Штаб-ротмистр Бунаков — не настоящий потребитель поэзии Блока. Он — злая пародия на такого потребителя. Но ведь это и значит, что в поэзии Блока было, по мысли Зощенко, нечто, отчасти рассчитанное на художественные вкусы и склонности Юрия Анатольевича Бунакова. Как ни кощунственно это звучит, но, может быть, и в самом Блоке, по мысли Зощенко, было что-то от вышеупомянутого душки-тенора? Кстати, поэтическую формулу, приближающуюся к этому кощунственному определению, произнесла однажды Ахматова:
И в памяти черной пошарив, найдешь
До самого локтя перчатки.
И ночь Петербурга. И в сумраке лож
Тот запах и душный и сладкий.
И ветер с залива. А там, между строк,
Минуя и ахи и охи,
Тебе улыбнется презрительно Блок —
Трагический тенор эпохи.
Впрочем, эту тему мы пока оставим.
Отметим только, что в восприятии бывшей кухарки, а ныне видной советской общественной деятельницы Анны Лаврентьевны Касьяновой, стихи Блока неотличимы от жестоких романсов типа «О, это только сон» и «Под чарующей лаской твоею». Ее восприятием Блок низведен до этих «грустных номеров», практически с ними уравнен.
Разумеется, легче всего решить, что этот штрих нужен автору исключительно для характеристики Анны Лаврентьевны Касьяновой. Но похоже, что это не так. Похоже, что, по мысли Михаила Зощенко, ничуть не менее он важен и для характеристики Александра Блока.

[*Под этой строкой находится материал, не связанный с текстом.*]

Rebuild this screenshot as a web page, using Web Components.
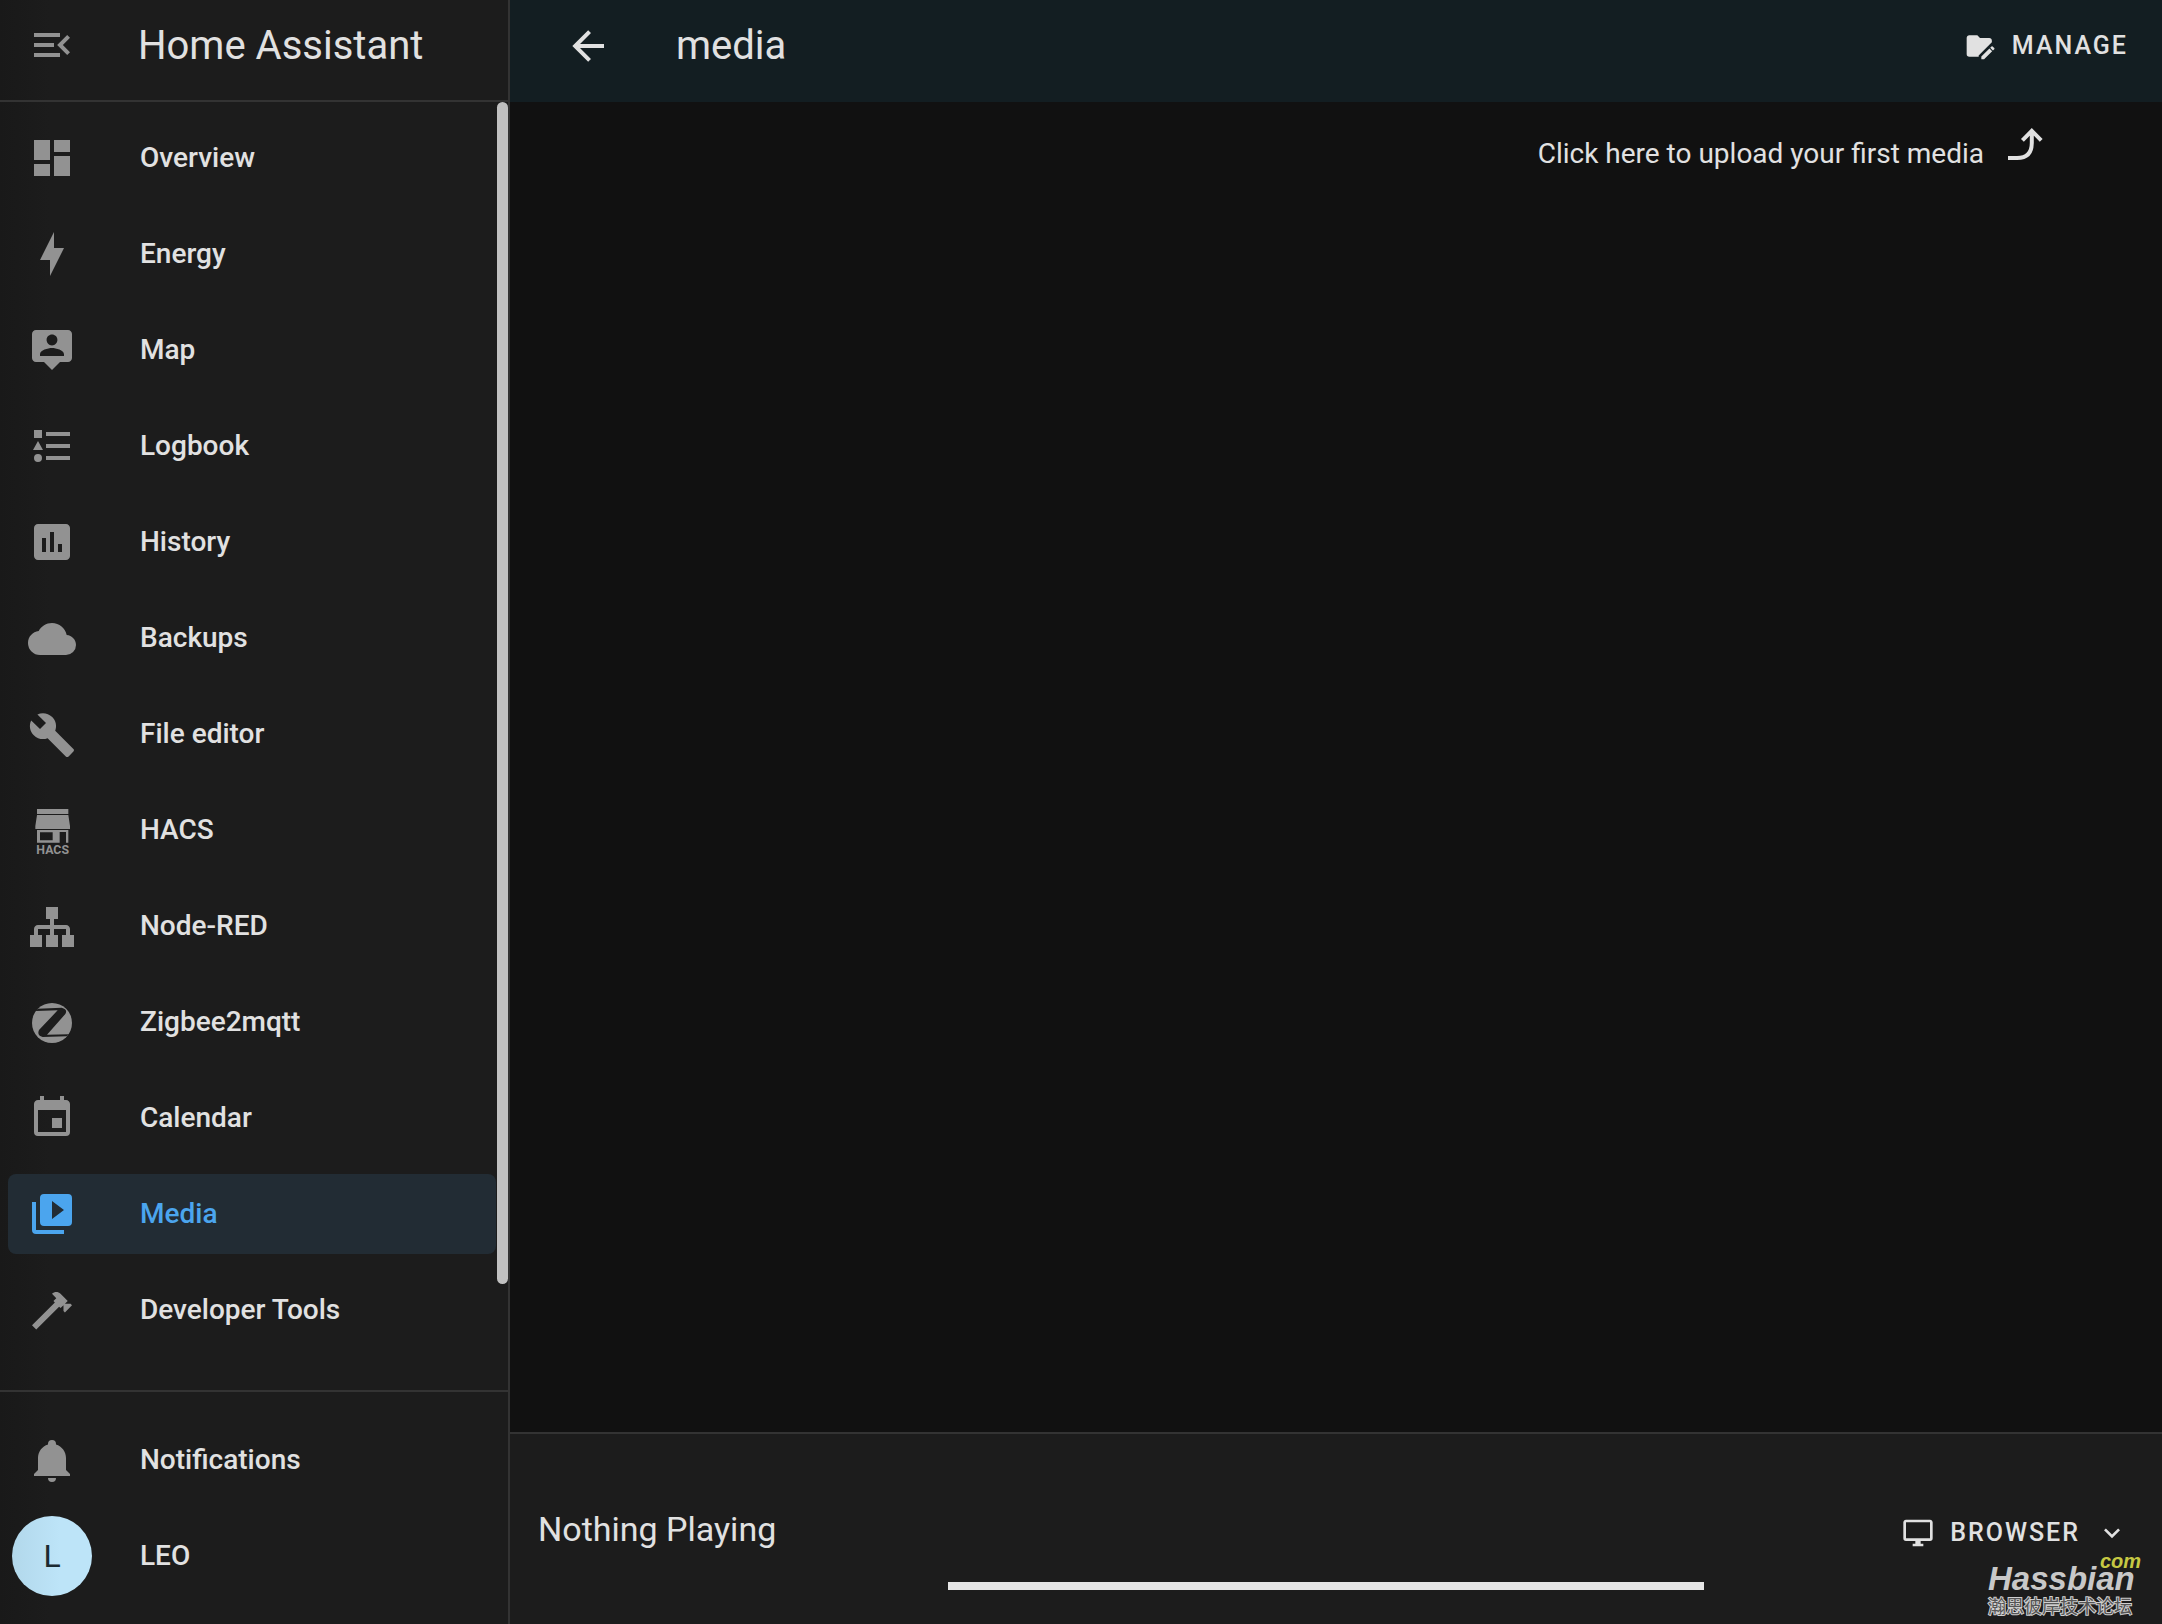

Чтобы увериться в основательности такого предположения, заглянем в повесть Зощенко «Мишель Синягин».
С героем этой повести мы знакомимся в ту счастливую пору его жизни, когда всем своим обликом он еще напоминал изнеженного херувимчика вроде уже знакомого нам Юрия Анатольевича Бунакова.
Его называли Мишелем — и верно, его нельзя было называть иначе. Все другие, грубые наименования мало шли к его лицу, к его тонкой фигуре и к его изящным движениям, исполненным грации, достоинства и чувства ритма.
Но, в отличие от штаб-ротмистра Бунакова, Мишель Синягин был не только ценителем и потребителем всего изящного. Он и сам был поэтом. Он писал стихи.